* **Data provided**
START
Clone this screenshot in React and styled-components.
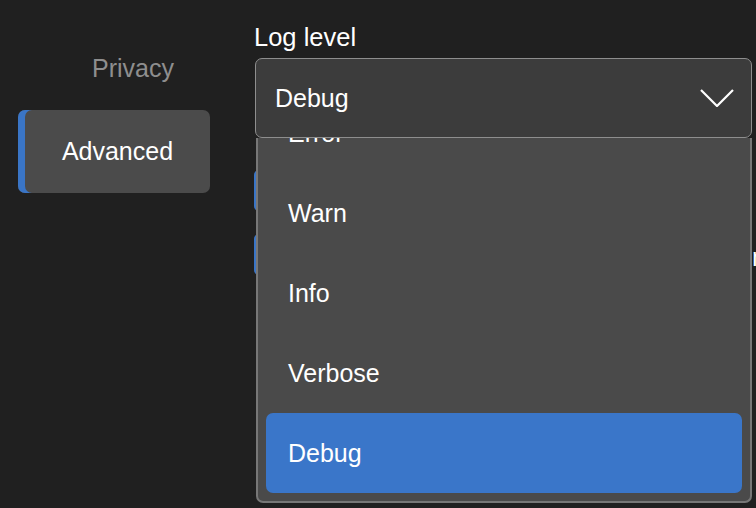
import React, { useEffect, useRef } from "react";
import styled, { createGlobalStyle } from "styled-components";

const Global = createGlobalStyle`
  html, body { margin: 0; padding: 0; background: #202020; overflow: hidden; }
  body { font-family: "Liberation Sans", Arial, Helvetica, sans-serif; color: #fff; }
`;

const Page = styled.div`
  display: flex;
  width: 756px;
  height: 508px;
  background: #202020;
  overflow: hidden;
`;

const Sidebar = styled.nav`
  display: flex;
  flex-direction: column;
  padding: 27px 0 0 18px;
  width: 192px;
  flex-shrink: 0;
`;

const NavItem = styled.div`
  height: 83px;
  display: flex;
  align-items: center;
  justify-content: center;
  box-sizing: border-box;
  font-size: 25px;
  border-radius: 7px;
  padding-left: ${(p) => (p.$active ? "7px" : "38px")};
  color: ${(p) => (p.$active ? "#ffffff" : "#8e8e8e")};
  background: ${(p) => (p.$active ? "#4b4b4b" : "transparent")};
  box-shadow: ${(p) => (p.$active ? "inset 7px 0 0 #3a75c6" : "none")};
`;

const Main = styled.main`
  flex: 1;
  display: flex;
  flex-direction: column;
  margin-left: 44px;
  margin-right: 4px;
  min-width: 0;
`;

const Label = styled.div`
  font-size: 25.5px;
  line-height: 28px;
  margin-top: 23px;
  margin-bottom: 7px;
`;

const SelectWrap = styled.div`
  position: relative;
  margin-left: 1px;
`;

const SelectBox = styled.div`
  height: 80px;
  box-sizing: border-box;
  display: flex;
  align-items: center;
  justify-content: space-between;
  padding: 0 17px 0 19px;
  background: #3c3c3c;
  border: 1.5px solid #8e8e8e;
  border-radius: 7px;
  font-size: 25px;
`;

const Menu = styled.div`
  position: absolute;
  top: 100%;
  left: 1px;
  right: 0;
  height: 365px;
  box-sizing: border-box;
  background: #4a4a4a;
  border: 2px solid #777777;
  border-top: none;
  border-radius: 0 0 7px 7px;
  overflow: hidden;
  z-index: 2;
`;

const MenuScroll = styled.div`
  height: 100%;
  overflow: hidden;
  box-sizing: border-box;
`;

const MenuList = styled.div`
  display: flex;
  flex-direction: column;
  padding: 8px;
`;

const MenuItem = styled.div`
  height: 80px;
  display: flex;
  align-items: center;
  padding-left: 22px;
  font-size: 25px;
  border-radius: 7px;
  background: ${(p) => (p.$selected ? "#3a76c9" : "transparent")};
`;

const Rows = styled.div`
  display: flex;
  flex-direction: column;
  gap: 23px;
  margin-top: 32px;
`;

const Row = styled.div`
  display: flex;
  align-items: center;
  justify-content: space-between;
  height: 41px;
`;

const Toggle = styled.div`
  width: 200px;
  height: 41px;
  border-radius: 5px;
  background: #3c3c3c;
  box-shadow: inset 3px 0 0 #3a75c6;
`;

const RowText = styled.span`
  font-size: 25px;
  color: #fff;
  margin-right: -14px;
  margin-top: 6px;
`;

const Chevron = () => (
  <svg width="34" height="18" viewBox="0 0 34 18" fill="none">
    <polyline points="1,1 17,17 33,1" stroke="#ffffff" strokeWidth="2.2" />
  </svg>
);

const levels = ["Error", "Warn", "Info", "Verbose", "Debug"];

export default function App() {
  const scrollRef = useRef(null);
  useEffect(() => {
    if (scrollRef.current) scrollRef.current.scrollTop = 53;
  }, []);
  return (
    <>
      <Global />
      <Page>
        <Sidebar>
          <NavItem>Privacy</NavItem>
          <NavItem $active>Advanced</NavItem>
        </Sidebar>
        <Main>
          <Label>Log level</Label>
          <SelectWrap>
            <SelectBox>
              <span>Debug</span>
              <Chevron />
            </SelectBox>
            <Menu>
              <MenuScroll ref={scrollRef}>
                <MenuList>
                  {levels.map((l) => (
                    <MenuItem key={l} $selected={l === "Debug"}>
                      {l}
                    </MenuItem>
                  ))}
                </MenuList>
              </MenuScroll>
            </Menu>
          </SelectWrap>
          <Rows>
            <Row>
              <Toggle />
            </Row>
            <Row>
              <Toggle />
              <RowText>n</RowText>
            </Row>
          </Rows>
        </Main>
      </Page>
    </>
  );
}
END
Give the material again exactly as it is, but keep the pictures out.

* **Solution**
Clone this screenshot in React and styled-components.
import React, { useEffect, useRef } from "react";
import styled, { createGlobalStyle } from "styled-components";

const Global = createGlobalStyle`
  html, body { margin: 0; padding: 0; background: #202020; overflow: hidden; }
  body { font-family: "Liberation Sans", Arial, Helvetica, sans-serif; color: #fff; }
`;

const Page = styled.div`
  display: flex;
  width: 756px;
  height: 508px;
  background: #202020;
  overflow: hidden;
`;

const Sidebar = styled.nav`
  display: flex;
  flex-direction: column;
  padding: 27px 0 0 18px;
  width: 192px;
  flex-shrink: 0;
`;

const NavItem = styled.div`
  height: 83px;
  display: flex;
  align-items: center;
  justify-content: center;
  box-sizing: border-box;
  font-size: 25px;
  border-radius: 7px;
  padding-left: ${(p) => (p.$active ? "7px" : "38px")};
  color: ${(p) => (p.$active ? "#ffffff" : "#8e8e8e")};
  background: ${(p) => (p.$active ? "#4b4b4b" : "transparent")};
  box-shadow: ${(p) => (p.$active ? "inset 7px 0 0 #3a75c6" : "none")};
`;

const Main = styled.main`
  flex: 1;
  display: flex;
  flex-direction: column;
  margin-left: 44px;
  margin-right: 4px;
  min-width: 0;
`;

const Label = styled.div`
  font-size: 25.5px;
  line-height: 28px;
  margin-top: 23px;
  margin-bottom: 7px;
`;

const SelectWrap = styled.div`
  position: relative;
  margin-left: 1px;
`;

const SelectBox = styled.div`
  height: 80px;
  box-sizing: border-box;
  display: flex;
  align-items: center;
  justify-content: space-between;
  padding: 0 17px 0 19px;
  background: #3c3c3c;
  border: 1.5px solid #8e8e8e;
  border-radius: 7px;
  font-size: 25px;
`;

const Menu = styled.div`
  position: absolute;
  top: 100%;
  left: 1px;
  right: 0;
  height: 365px;
  box-sizing: border-box;
  background: #4a4a4a;
  border: 2px solid #777777;
  border-top: none;
  border-radius: 0 0 7px 7px;
  overflow: hidden;
  z-index: 2;
`;

const MenuScroll = styled.div`
  height: 100%;
  overflow: hidden;
  box-sizing: border-box;
`;

const MenuList = styled.div`
  display: flex;
  flex-direction: column;
  padding: 8px;
`;

const MenuItem = styled.div`
  height: 80px;
  display: flex;
  align-items: center;
  padding-left: 22px;
  font-size: 25px;
  border-radius: 7px;
  background: ${(p) => (p.$selected ? "#3a76c9" : "transparent")};
`;

const Rows = styled.div`
  display: flex;
  flex-direction: column;
  gap: 23px;
  margin-top: 32px;
`;

const Row = styled.div`
  display: flex;
  align-items: center;
  justify-content: space-between;
  height: 41px;
`;

const Toggle = styled.div`
  width: 200px;
  height: 41px;
  border-radius: 5px;
  background: #3c3c3c;
  box-shadow: inset 3px 0 0 #3a75c6;
`;

const RowText = styled.span`
  font-size: 25px;
  color: #fff;
  margin-right: -14px;
  margin-top: 6px;
`;

const Chevron = () => (
  <svg width="34" height="18" viewBox="0 0 34 18" fill="none">
    <polyline points="1,1 17,17 33,1" stroke="#ffffff" strokeWidth="2.2" />
  </svg>
);

const levels = ["Error", "Warn", "Info", "Verbose", "Debug"];

export default function App() {
  const scrollRef = useRef(null);
  useEffect(() => {
    if (scrollRef.current) scrollRef.current.scrollTop = 53;
  }, []);
  return (
    <>
      <Global />
      <Page>
        <Sidebar>
          <NavItem>Privacy</NavItem>
          <NavItem $active>Advanced</NavItem>
        </Sidebar>
        <Main>
          <Label>Log level</Label>
          <SelectWrap>
            <SelectBox>
              <span>Debug</span>
              <Chevron />
            </SelectBox>
            <Menu>
              <MenuScroll ref={scrollRef}>
                <MenuList>
                  {levels.map((l) => (
                    <MenuItem key={l} $selected={l === "Debug"}>
                      {l}
                    </MenuItem>
                  ))}
                </MenuList>
              </MenuScroll>
            </Menu>
          </SelectWrap>
          <Rows>
            <Row>
              <Toggle />
            </Row>
            <Row>
              <Toggle />
              <RowText>n</RowText>
            </Row>
          </Rows>
        </Main>
      </Page>
    </>
  );
}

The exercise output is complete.